▼

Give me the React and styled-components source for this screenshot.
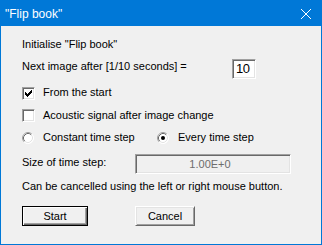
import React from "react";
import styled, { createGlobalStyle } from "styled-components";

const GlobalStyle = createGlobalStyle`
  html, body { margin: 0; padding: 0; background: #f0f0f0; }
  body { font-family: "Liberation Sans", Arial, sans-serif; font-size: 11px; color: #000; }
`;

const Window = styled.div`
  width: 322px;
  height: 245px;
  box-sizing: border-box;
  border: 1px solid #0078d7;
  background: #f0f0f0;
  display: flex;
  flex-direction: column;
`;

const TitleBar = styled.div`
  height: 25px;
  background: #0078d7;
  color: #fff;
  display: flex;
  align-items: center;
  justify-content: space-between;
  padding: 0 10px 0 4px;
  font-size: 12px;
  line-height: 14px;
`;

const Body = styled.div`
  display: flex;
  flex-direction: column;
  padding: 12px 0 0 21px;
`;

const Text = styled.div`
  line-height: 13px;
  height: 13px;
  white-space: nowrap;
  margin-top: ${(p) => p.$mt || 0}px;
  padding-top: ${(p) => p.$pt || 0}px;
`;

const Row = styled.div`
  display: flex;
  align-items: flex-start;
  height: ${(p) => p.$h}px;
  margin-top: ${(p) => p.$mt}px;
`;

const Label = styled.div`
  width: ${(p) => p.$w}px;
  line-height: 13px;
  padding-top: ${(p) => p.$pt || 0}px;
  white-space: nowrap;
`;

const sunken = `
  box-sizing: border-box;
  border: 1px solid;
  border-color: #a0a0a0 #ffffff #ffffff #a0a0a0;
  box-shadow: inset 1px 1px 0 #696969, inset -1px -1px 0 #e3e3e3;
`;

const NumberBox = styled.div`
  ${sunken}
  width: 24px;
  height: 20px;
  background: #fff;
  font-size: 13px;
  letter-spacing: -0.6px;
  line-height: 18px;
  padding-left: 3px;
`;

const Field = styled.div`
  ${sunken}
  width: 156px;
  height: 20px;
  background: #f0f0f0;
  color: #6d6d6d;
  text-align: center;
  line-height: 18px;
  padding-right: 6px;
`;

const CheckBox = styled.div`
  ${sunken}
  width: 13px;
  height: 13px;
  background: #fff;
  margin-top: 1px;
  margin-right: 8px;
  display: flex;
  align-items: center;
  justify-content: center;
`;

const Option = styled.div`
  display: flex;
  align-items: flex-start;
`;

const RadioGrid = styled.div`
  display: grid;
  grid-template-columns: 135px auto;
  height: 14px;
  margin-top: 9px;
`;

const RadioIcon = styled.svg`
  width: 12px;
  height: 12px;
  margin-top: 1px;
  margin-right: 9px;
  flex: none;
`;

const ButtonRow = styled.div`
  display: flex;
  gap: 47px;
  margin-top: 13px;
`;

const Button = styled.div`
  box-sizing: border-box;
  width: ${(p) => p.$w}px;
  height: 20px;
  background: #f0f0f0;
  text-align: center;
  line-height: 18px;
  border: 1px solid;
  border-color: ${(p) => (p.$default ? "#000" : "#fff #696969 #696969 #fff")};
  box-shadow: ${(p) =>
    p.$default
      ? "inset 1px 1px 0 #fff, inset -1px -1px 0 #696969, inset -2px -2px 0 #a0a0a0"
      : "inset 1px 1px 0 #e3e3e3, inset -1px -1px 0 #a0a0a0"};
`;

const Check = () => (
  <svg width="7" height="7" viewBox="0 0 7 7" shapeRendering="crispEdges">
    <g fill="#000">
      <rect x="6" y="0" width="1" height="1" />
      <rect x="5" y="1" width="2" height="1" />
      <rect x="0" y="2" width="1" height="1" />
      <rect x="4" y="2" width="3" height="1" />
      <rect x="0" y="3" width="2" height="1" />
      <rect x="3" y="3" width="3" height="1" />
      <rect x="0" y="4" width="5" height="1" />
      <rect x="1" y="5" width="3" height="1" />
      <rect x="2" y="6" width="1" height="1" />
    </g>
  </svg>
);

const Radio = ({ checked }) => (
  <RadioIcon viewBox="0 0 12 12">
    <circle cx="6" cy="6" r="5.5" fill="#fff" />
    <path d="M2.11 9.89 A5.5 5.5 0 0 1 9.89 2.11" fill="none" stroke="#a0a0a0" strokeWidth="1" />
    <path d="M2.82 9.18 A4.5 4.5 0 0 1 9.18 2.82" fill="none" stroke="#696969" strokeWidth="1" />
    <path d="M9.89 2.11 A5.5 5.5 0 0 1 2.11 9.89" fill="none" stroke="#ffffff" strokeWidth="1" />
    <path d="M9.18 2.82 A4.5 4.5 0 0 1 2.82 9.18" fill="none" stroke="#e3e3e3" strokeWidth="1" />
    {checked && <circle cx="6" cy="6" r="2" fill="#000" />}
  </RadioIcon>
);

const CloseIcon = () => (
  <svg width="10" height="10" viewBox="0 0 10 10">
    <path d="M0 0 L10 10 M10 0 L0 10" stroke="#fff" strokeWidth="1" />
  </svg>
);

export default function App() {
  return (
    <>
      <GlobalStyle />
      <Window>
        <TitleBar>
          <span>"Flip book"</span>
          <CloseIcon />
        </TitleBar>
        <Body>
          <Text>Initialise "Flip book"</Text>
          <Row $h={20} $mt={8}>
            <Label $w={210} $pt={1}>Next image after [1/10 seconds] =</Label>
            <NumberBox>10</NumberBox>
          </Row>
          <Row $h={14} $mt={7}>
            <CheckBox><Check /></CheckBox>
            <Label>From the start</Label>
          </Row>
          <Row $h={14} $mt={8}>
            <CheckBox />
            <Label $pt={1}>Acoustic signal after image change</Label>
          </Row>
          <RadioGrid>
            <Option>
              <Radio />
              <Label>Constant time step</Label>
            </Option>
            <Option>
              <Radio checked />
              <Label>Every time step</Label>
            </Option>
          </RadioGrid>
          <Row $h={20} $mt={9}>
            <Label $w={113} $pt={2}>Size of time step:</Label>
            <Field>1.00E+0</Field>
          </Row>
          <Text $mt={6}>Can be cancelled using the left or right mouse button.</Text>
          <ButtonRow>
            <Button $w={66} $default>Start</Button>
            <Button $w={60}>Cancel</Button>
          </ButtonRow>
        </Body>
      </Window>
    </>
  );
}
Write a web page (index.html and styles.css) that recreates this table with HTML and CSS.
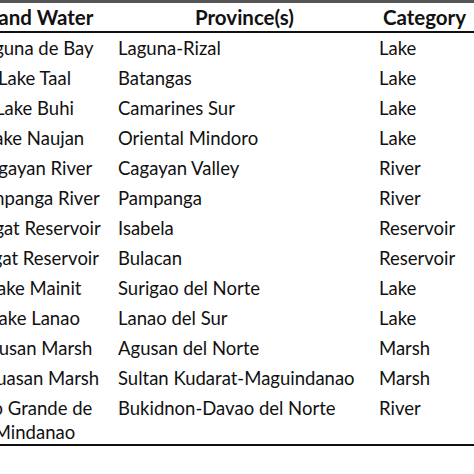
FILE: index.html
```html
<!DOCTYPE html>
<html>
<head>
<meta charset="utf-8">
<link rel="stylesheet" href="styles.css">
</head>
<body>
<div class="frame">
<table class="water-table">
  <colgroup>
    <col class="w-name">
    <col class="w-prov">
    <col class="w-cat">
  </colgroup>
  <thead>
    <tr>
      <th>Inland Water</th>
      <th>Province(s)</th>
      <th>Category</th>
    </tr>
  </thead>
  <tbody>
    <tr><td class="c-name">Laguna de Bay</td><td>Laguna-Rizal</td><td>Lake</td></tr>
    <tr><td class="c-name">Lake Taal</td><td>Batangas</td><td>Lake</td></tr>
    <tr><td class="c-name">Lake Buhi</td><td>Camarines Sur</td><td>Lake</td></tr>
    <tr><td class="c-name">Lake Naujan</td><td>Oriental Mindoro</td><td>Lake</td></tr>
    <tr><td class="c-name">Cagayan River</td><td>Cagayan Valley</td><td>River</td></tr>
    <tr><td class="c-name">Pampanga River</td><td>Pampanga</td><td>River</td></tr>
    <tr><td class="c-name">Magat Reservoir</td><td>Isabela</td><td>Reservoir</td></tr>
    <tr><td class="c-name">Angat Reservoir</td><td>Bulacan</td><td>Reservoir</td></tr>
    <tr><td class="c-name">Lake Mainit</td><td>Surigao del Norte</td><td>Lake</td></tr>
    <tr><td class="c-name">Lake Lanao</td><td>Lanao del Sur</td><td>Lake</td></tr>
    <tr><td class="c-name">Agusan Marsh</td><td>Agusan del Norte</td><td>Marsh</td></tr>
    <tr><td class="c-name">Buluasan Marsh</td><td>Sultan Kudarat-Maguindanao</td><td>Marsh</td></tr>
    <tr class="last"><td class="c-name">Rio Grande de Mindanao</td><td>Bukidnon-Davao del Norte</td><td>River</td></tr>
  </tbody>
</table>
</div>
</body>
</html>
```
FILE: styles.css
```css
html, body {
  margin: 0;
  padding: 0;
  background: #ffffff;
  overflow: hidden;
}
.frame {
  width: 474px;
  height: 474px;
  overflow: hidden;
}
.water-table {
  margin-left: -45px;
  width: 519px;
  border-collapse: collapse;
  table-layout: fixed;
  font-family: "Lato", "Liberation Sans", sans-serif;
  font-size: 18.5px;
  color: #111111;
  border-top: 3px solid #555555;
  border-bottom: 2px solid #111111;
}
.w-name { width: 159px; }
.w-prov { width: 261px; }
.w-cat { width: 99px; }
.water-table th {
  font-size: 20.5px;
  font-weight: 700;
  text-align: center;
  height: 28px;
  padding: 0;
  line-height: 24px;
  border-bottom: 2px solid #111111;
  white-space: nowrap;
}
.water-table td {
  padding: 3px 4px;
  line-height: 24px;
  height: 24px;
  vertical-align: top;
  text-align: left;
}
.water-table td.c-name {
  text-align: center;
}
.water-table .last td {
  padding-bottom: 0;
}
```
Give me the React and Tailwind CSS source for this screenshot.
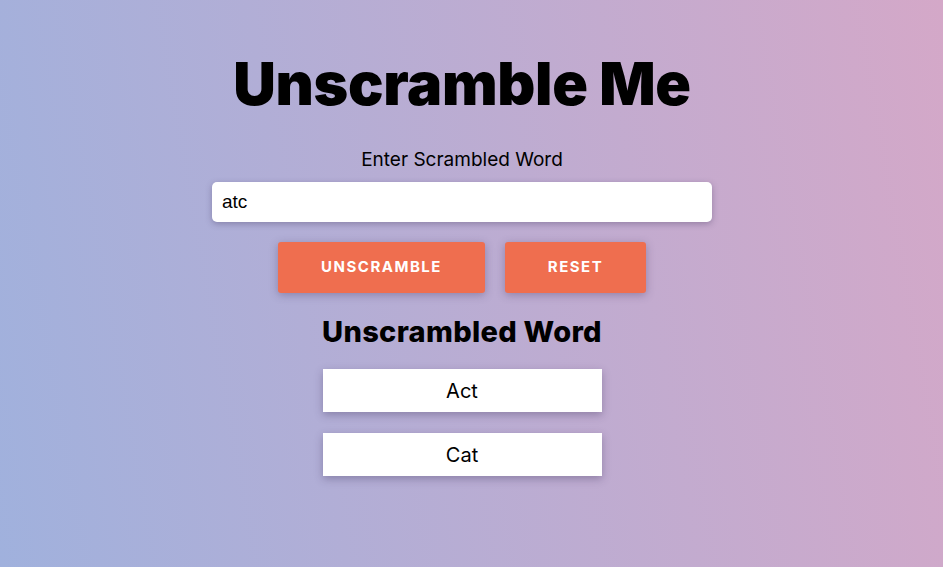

▲

Which lines of the data above contain "styles"? Copy each one.

EXERCISE OUTPUT:
Write a web page (index.html and styles.css) that recreates this table with HTML and CSS.
<link rel="stylesheet" href="styles.css">
FILE: styles.css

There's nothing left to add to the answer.